Saya sudah tidak tahu lagi bagaimana menyebutkan fenomena korupsi di Riau. Sudah tiga gubernur ditangkap KPK. Sepuluh anggota DPRD Riau juga dijerat kasus suap dan masih dipenjara. Sekarang, KPK menetapkan lagi status tersangka kepada Annas Maamun dan anggota DPRD Riau.
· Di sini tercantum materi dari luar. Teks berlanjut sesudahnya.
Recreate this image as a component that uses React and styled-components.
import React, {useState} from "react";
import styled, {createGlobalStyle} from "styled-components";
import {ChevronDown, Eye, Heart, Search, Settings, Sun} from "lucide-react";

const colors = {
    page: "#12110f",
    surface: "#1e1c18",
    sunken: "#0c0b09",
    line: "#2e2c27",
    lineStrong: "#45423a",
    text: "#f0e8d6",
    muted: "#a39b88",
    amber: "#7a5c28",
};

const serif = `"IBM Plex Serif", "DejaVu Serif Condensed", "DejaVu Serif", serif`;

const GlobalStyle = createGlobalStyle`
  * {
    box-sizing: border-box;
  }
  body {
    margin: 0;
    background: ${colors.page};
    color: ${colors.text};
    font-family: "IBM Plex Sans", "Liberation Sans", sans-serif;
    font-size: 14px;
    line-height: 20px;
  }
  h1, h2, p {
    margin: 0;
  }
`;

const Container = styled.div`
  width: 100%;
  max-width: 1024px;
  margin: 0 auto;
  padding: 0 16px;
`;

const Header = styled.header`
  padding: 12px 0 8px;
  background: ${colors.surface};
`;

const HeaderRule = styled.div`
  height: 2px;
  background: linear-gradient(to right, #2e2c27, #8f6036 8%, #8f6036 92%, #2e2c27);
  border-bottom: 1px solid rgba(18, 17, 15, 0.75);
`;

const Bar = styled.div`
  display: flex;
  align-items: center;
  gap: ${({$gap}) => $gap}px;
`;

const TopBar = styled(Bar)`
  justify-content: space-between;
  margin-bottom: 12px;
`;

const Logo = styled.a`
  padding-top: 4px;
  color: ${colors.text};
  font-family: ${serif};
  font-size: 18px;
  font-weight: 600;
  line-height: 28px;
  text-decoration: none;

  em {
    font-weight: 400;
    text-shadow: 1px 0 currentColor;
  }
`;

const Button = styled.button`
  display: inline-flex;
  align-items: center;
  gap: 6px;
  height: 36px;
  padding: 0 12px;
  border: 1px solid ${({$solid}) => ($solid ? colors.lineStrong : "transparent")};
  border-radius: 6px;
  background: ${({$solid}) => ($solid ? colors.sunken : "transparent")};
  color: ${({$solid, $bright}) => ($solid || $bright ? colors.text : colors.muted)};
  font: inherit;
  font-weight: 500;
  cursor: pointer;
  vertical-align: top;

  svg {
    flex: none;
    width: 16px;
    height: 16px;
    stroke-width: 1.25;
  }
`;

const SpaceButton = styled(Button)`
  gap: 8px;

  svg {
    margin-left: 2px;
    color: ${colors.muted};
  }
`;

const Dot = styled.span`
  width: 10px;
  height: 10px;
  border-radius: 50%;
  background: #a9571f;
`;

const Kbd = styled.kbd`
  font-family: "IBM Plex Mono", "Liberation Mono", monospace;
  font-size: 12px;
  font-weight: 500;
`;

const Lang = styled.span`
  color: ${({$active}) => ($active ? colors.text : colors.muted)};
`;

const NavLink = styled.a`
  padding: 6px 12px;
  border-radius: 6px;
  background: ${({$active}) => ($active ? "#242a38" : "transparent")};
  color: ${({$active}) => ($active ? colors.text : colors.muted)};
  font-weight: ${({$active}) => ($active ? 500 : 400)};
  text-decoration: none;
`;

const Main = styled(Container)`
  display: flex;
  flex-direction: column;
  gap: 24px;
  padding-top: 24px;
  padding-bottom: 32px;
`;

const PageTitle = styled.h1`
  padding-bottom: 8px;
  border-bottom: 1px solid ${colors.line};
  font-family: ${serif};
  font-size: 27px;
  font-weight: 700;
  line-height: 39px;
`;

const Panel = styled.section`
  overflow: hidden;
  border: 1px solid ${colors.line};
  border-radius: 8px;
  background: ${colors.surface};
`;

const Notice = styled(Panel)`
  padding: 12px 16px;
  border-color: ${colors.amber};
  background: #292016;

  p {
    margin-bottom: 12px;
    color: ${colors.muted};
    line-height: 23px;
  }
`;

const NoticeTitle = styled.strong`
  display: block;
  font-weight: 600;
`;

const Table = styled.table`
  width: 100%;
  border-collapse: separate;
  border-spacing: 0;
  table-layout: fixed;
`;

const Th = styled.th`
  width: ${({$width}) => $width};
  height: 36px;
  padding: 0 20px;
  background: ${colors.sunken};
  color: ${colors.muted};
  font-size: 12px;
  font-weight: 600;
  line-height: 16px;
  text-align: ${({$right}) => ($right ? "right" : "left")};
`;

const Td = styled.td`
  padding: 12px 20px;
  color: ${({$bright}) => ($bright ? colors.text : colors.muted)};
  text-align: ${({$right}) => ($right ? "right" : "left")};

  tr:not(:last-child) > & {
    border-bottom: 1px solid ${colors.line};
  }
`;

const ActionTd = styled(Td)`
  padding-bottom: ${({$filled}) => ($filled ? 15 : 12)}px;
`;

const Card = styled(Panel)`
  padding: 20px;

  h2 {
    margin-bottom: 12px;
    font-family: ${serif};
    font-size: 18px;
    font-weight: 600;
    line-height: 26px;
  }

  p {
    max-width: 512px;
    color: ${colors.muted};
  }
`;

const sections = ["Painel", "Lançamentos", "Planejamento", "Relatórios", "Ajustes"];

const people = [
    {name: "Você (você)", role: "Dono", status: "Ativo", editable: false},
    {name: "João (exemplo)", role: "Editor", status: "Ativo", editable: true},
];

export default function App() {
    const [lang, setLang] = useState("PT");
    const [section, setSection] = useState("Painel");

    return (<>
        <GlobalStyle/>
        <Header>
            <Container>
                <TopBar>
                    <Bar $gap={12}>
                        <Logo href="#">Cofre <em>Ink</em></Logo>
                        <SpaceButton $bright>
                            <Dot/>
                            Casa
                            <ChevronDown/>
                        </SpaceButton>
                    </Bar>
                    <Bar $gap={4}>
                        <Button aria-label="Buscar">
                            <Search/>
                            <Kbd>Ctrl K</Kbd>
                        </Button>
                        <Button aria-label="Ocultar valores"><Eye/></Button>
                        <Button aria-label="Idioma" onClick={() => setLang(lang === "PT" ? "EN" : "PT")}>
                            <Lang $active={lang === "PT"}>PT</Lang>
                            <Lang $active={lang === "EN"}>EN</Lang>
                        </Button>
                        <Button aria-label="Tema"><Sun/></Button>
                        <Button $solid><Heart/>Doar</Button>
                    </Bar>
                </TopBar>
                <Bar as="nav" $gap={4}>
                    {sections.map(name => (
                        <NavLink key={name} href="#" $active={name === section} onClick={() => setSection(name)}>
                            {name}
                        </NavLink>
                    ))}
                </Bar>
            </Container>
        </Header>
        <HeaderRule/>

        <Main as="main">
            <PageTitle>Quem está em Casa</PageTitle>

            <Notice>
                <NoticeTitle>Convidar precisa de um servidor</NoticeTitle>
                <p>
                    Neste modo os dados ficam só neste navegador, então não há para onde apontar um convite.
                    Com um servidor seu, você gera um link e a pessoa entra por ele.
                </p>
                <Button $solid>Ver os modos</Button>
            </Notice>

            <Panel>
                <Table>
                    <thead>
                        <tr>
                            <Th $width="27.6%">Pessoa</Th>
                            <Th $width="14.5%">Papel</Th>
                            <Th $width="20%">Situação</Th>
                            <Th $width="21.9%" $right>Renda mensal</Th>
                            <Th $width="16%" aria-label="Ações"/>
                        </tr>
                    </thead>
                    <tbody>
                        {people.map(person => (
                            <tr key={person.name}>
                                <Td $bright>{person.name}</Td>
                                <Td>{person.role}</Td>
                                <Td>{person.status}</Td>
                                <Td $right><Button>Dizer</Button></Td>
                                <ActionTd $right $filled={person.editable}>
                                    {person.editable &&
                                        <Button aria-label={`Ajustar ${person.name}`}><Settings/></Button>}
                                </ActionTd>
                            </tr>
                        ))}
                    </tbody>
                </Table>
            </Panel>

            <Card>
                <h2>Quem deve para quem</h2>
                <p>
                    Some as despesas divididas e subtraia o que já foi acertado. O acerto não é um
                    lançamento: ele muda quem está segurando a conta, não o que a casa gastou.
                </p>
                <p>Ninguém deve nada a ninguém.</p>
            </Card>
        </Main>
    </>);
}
Mengapa penindakan besar-besaran yang dilakukan KPK tidak membuat pejabat dan anggota DPRD Riau jera dan takut.
”Semoga kita mampu meneladani beliau,” ujar Ariza.
Dalam catatan Kompas pada 22 Januari 2015, Syarwan pernah mengutarakan keprihatinannya atas penetapan status tersangka terhadap mantan Gubernur Riau Annas Maamun oleh Komisi Pemberantasan Korupsi (KPK) dalam kasus suap pengesahan Anggaran Pendapatan dan Belanja Daerah Perubahan 2014 dan APBD Riau 2015. Kondisi itu, menurut Syarwan, sangat ironis mengingat mantan Gubernur Riau Rusli Zainal beserta 10 anggota DPRD Riau baru saja dihukum dalam kasus suap PON Riau 2012.
”Saya sudah tidak tahu lagi bagaimana menyebutkan fenomena korupsi di Riau. Sudah tiga gubernur ditangkap KPK. Sepuluh anggota DPRD Riau juga dijerat kasus suap dan masih dipenjara. Sekarang, KPK menetapkan lagi status tersangka kepada Annas Maamun dan anggota DPRD Riau. Mengapa penindakan besar-besaran yang dilakukan KPK tidak membuat pejabat dan anggota DPRD Riau jera dan takut,” tutur Syarwan.